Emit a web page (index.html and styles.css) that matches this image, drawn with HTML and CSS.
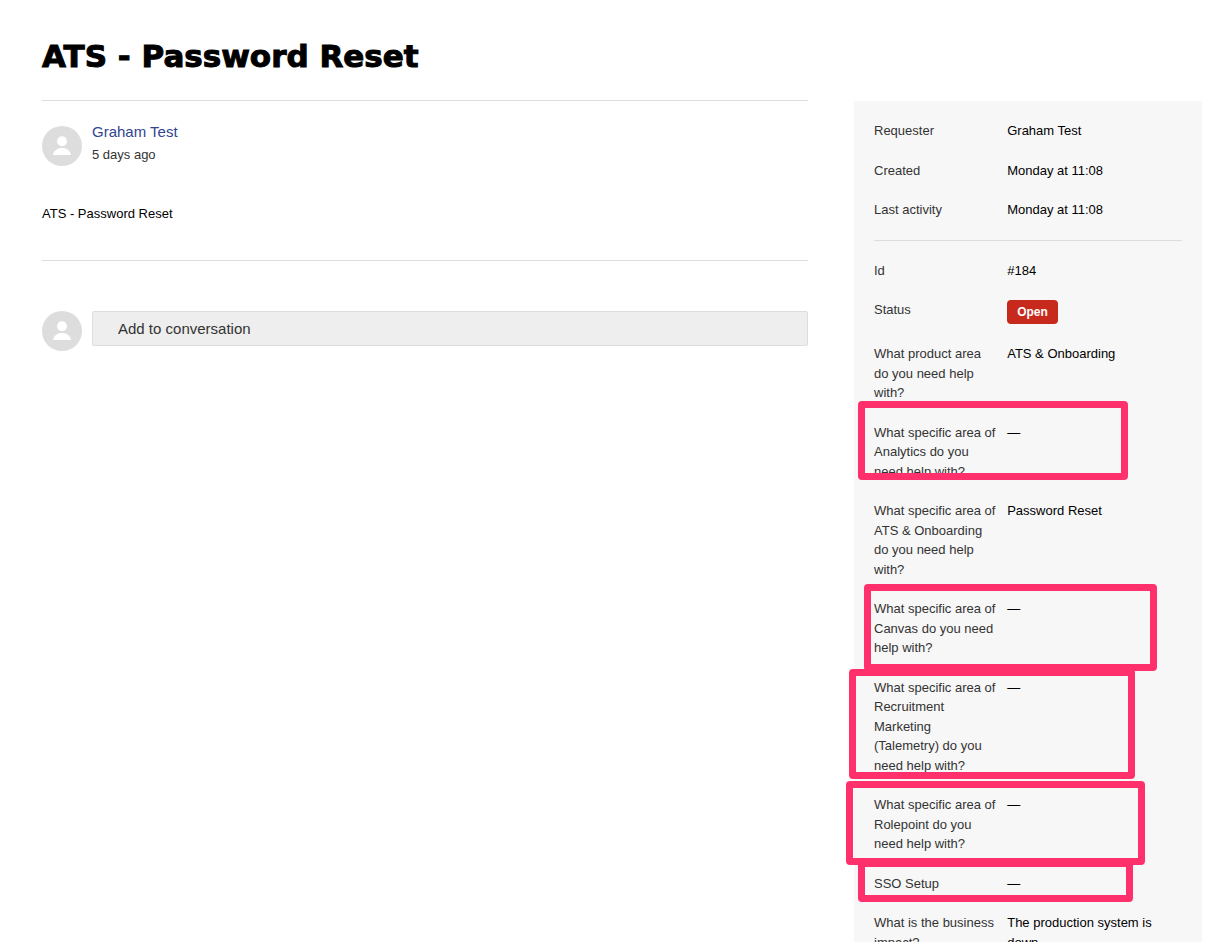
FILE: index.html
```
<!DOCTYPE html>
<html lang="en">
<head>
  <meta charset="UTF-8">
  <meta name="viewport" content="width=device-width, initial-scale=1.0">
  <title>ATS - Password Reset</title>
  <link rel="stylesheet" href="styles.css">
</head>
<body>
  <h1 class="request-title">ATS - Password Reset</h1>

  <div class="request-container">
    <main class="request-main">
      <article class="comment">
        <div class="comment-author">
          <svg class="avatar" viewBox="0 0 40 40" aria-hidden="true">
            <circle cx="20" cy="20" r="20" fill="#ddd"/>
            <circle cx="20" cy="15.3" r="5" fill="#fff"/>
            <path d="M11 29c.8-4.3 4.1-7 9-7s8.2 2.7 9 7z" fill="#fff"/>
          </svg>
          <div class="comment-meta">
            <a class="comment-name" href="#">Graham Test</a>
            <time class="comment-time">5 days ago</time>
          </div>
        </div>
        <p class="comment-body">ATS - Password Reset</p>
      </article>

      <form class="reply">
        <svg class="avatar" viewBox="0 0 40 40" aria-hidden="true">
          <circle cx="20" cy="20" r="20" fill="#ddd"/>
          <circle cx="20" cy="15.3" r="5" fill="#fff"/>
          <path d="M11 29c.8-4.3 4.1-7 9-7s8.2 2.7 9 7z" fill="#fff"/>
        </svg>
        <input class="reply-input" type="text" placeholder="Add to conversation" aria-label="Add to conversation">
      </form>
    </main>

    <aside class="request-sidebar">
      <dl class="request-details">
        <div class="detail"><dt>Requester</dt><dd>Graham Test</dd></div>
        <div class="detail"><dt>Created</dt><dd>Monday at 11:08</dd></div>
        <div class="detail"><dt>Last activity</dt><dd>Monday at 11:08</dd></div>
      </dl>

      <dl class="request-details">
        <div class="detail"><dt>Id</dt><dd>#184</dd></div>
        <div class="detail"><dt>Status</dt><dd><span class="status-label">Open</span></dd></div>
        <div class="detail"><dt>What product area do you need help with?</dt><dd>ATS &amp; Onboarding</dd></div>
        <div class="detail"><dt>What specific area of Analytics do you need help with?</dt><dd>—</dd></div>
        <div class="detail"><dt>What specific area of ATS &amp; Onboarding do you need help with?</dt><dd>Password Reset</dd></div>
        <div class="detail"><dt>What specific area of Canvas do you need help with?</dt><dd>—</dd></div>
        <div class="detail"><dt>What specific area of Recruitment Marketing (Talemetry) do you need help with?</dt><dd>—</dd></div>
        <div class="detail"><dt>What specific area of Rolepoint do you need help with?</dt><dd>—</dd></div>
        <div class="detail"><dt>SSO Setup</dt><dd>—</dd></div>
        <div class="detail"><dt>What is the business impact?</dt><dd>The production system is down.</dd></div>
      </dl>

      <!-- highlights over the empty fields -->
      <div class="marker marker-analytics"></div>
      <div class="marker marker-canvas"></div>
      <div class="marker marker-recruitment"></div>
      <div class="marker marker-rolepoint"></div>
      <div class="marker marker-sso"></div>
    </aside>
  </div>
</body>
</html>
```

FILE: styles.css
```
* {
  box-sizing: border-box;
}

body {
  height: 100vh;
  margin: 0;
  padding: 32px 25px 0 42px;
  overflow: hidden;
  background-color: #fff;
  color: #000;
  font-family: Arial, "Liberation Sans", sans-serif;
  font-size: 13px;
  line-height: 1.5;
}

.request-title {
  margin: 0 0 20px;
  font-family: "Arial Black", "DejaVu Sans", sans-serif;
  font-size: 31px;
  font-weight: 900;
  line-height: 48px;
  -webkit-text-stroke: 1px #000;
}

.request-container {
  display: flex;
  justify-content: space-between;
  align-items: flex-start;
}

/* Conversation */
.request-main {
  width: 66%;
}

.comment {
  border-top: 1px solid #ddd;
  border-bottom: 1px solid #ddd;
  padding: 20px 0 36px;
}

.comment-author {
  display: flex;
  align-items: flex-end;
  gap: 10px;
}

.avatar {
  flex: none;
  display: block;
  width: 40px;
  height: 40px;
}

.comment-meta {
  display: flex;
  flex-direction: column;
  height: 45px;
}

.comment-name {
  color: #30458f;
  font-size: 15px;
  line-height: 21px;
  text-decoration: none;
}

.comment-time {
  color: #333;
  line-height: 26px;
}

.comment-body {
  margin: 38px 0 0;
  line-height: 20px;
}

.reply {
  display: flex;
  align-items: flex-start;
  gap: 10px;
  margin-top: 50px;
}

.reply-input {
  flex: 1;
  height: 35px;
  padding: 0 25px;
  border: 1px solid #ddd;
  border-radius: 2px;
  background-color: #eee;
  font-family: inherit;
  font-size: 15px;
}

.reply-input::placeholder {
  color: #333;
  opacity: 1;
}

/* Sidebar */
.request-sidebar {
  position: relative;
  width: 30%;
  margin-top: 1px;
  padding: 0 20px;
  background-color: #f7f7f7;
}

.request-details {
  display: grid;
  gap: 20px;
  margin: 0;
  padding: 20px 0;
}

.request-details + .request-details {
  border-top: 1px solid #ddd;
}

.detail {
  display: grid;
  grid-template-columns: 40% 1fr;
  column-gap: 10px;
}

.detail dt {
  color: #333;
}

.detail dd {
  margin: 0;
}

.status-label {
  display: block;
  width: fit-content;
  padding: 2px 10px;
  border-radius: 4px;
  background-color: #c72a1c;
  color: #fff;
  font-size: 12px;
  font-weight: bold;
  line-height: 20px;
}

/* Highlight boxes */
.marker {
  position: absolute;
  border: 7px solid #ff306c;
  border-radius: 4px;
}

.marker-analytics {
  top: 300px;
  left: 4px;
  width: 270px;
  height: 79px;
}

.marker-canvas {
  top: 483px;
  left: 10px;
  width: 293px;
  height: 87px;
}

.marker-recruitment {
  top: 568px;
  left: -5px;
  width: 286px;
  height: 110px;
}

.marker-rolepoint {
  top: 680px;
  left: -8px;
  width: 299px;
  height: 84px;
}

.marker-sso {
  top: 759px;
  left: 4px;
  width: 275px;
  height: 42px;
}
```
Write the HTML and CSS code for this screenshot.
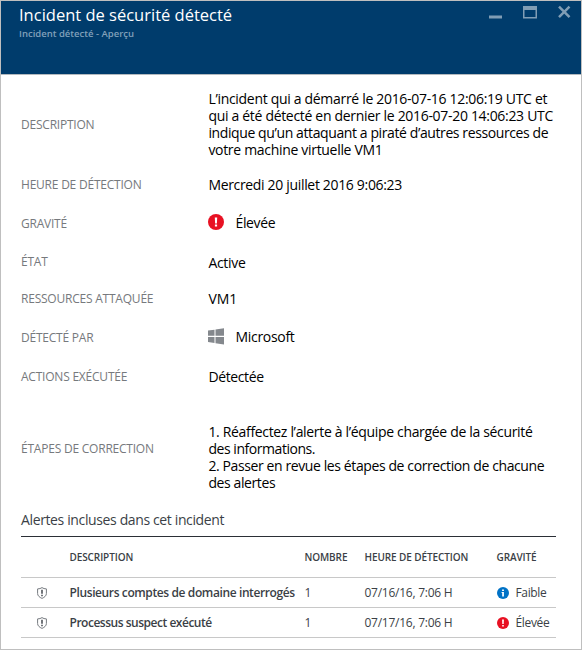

Directions for this task:
Reproduce each entry precisely. Leave the pictures out.

Task result:
Emit a web page (index.html and styles.css) that matches this image, drawn with HTML and CSS.
FILE: index.html
```
<!DOCTYPE html>
<html lang="en">
<head>
  <meta charset="UTF-8">
  <meta name="viewport" content="width=device-width, initial-scale=1.0">
  <title>ATS - Password Reset</title>
  <link rel="stylesheet" href="styles.css">
</head>
<body>
  <h1 class="request-title">ATS - Password Reset</h1>

  <div class="request-container">
    <main class="request-main">
      <article class="comment">
        <div class="comment-author">
          <svg class="avatar" viewBox="0 0 40 40" aria-hidden="true">
            <circle cx="20" cy="20" r="20" fill="#ddd"/>
            <circle cx="20" cy="15.3" r="5" fill="#fff"/>
            <path d="M11 29c.8-4.3 4.1-7 9-7s8.2 2.7 9 7z" fill="#fff"/>
          </svg>
          <div class="comment-meta">
            <a class="comment-name" href="#">Graham Test</a>
            <time class="comment-time">5 days ago</time>
          </div>
        </div>
        <p class="comment-body">ATS - Password Reset</p>
      </article>

      <form class="reply">
        <svg class="avatar" viewBox="0 0 40 40" aria-hidden="true">
          <circle cx="20" cy="20" r="20" fill="#ddd"/>
          <circle cx="20" cy="15.3" r="5" fill="#fff"/>
          <path d="M11 29c.8-4.3 4.1-7 9-7s8.2 2.7 9 7z" fill="#fff"/>
        </svg>
        <input class="reply-input" type="text" placeholder="Add to conversation" aria-label="Add to conversation">
      </form>
    </main>

    <aside class="request-sidebar">
      <dl class="request-details">
        <div class="detail"><dt>Requester</dt><dd>Graham Test</dd></div>
        <div class="detail"><dt>Created</dt><dd>Monday at 11:08</dd></div>
        <div class="detail"><dt>Last activity</dt><dd>Monday at 11:08</dd></div>
      </dl>

      <dl class="request-details">
        <div class="detail"><dt>Id</dt><dd>#184</dd></div>
        <div class="detail"><dt>Status</dt><dd><span class="status-label">Open</span></dd></div>
        <div class="detail"><dt>What product area do you need help with?</dt><dd>ATS &amp; Onboarding</dd></div>
        <div class="detail"><dt>What specific area of Analytics do you need help with?</dt><dd>—</dd></div>
        <div class="detail"><dt>What specific area of ATS &amp; Onboarding do you need help with?</dt><dd>Password Reset</dd></div>
        <div class="detail"><dt>What specific area of Canvas do you need help with?</dt><dd>—</dd></div>
        <div class="detail"><dt>What specific area of Recruitment Marketing (Talemetry) do you need help with?</dt><dd>—</dd></div>
        <div class="detail"><dt>What specific area of Rolepoint do you need help with?</dt><dd>—</dd></div>
        <div class="detail"><dt>SSO Setup</dt><dd>—</dd></div>
        <div class="detail"><dt>What is the business impact?</dt><dd>The production system is down.</dd></div>
      </dl>

      <!-- highlights over the empty fields -->
      <div class="marker marker-analytics"></div>
      <div class="marker marker-canvas"></div>
      <div class="marker marker-recruitment"></div>
      <div class="marker marker-rolepoint"></div>
      <div class="marker marker-sso"></div>
    </aside>
  </div>
</body>
</html>
```

FILE: styles.css
```
* {
  box-sizing: border-box;
}

body {
  height: 100vh;
  margin: 0;
  padding: 32px 25px 0 42px;
  overflow: hidden;
  background-color: #fff;
  color: #000;
  font-family: Arial, "Liberation Sans", sans-serif;
  font-size: 13px;
  line-height: 1.5;
}

.request-title {
  margin: 0 0 20px;
  font-family: "Arial Black", "DejaVu Sans", sans-serif;
  font-size: 31px;
  font-weight: 900;
  line-height: 48px;
  -webkit-text-stroke: 1px #000;
}

.request-container {
  display: flex;
  justify-content: space-between;
  align-items: flex-start;
}

/* Conversation */
.request-main {
  width: 66%;
}

.comment {
  border-top: 1px solid #ddd;
  border-bottom: 1px solid #ddd;
  padding: 20px 0 36px;
}

.comment-author {
  display: flex;
  align-items: flex-end;
  gap: 10px;
}

.avatar {
  flex: none;
  display: block;
  width: 40px;
  height: 40px;
}

.comment-meta {
  display: flex;
  flex-direction: column;
  height: 45px;
}

.comment-name {
  color: #30458f;
  font-size: 15px;
  line-height: 21px;
  text-decoration: none;
}

.comment-time {
  color: #333;
  line-height: 26px;
}

.comment-body {
  margin: 38px 0 0;
  line-height: 20px;
}

.reply {
  display: flex;
  align-items: flex-start;
  gap: 10px;
  margin-top: 50px;
}

.reply-input {
  flex: 1;
  height: 35px;
  padding: 0 25px;
  border: 1px solid #ddd;
  border-radius: 2px;
  background-color: #eee;
  font-family: inherit;
  font-size: 15px;
}

.reply-input::placeholder {
  color: #333;
  opacity: 1;
}

/* Sidebar */
.request-sidebar {
  position: relative;
  width: 30%;
  margin-top: 1px;
  padding: 0 20px;
  background-color: #f7f7f7;
}

.request-details {
  display: grid;
  gap: 20px;
  margin: 0;
  padding: 20px 0;
}

.request-details + .request-details {
  border-top: 1px solid #ddd;
}

.detail {
  display: grid;
  grid-template-columns: 40% 1fr;
  column-gap: 10px;
}

.detail dt {
  color: #333;
}

.detail dd {
  margin: 0;
}

.status-label {
  display: block;
  width: fit-content;
  padding: 2px 10px;
  border-radius: 4px;
  background-color: #c72a1c;
  color: #fff;
  font-size: 12px;
  font-weight: bold;
  line-height: 20px;
}

/* Highlight boxes */
.marker {
  position: absolute;
  border: 7px solid #ff306c;
  border-radius: 4px;
}

.marker-analytics {
  top: 300px;
  left: 4px;
  width: 270px;
  height: 79px;
}

.marker-canvas {
  top: 483px;
  left: 10px;
  width: 293px;
  height: 87px;
}

.marker-recruitment {
  top: 568px;
  left: -5px;
  width: 286px;
  height: 110px;
}

.marker-rolepoint {
  top: 680px;
  left: -8px;
  width: 299px;
  height: 84px;
}

.marker-sso {
  top: 759px;
  left: 4px;
  width: 275px;
  height: 42px;
}
```
Write the HTML and CSS code for this screenshot.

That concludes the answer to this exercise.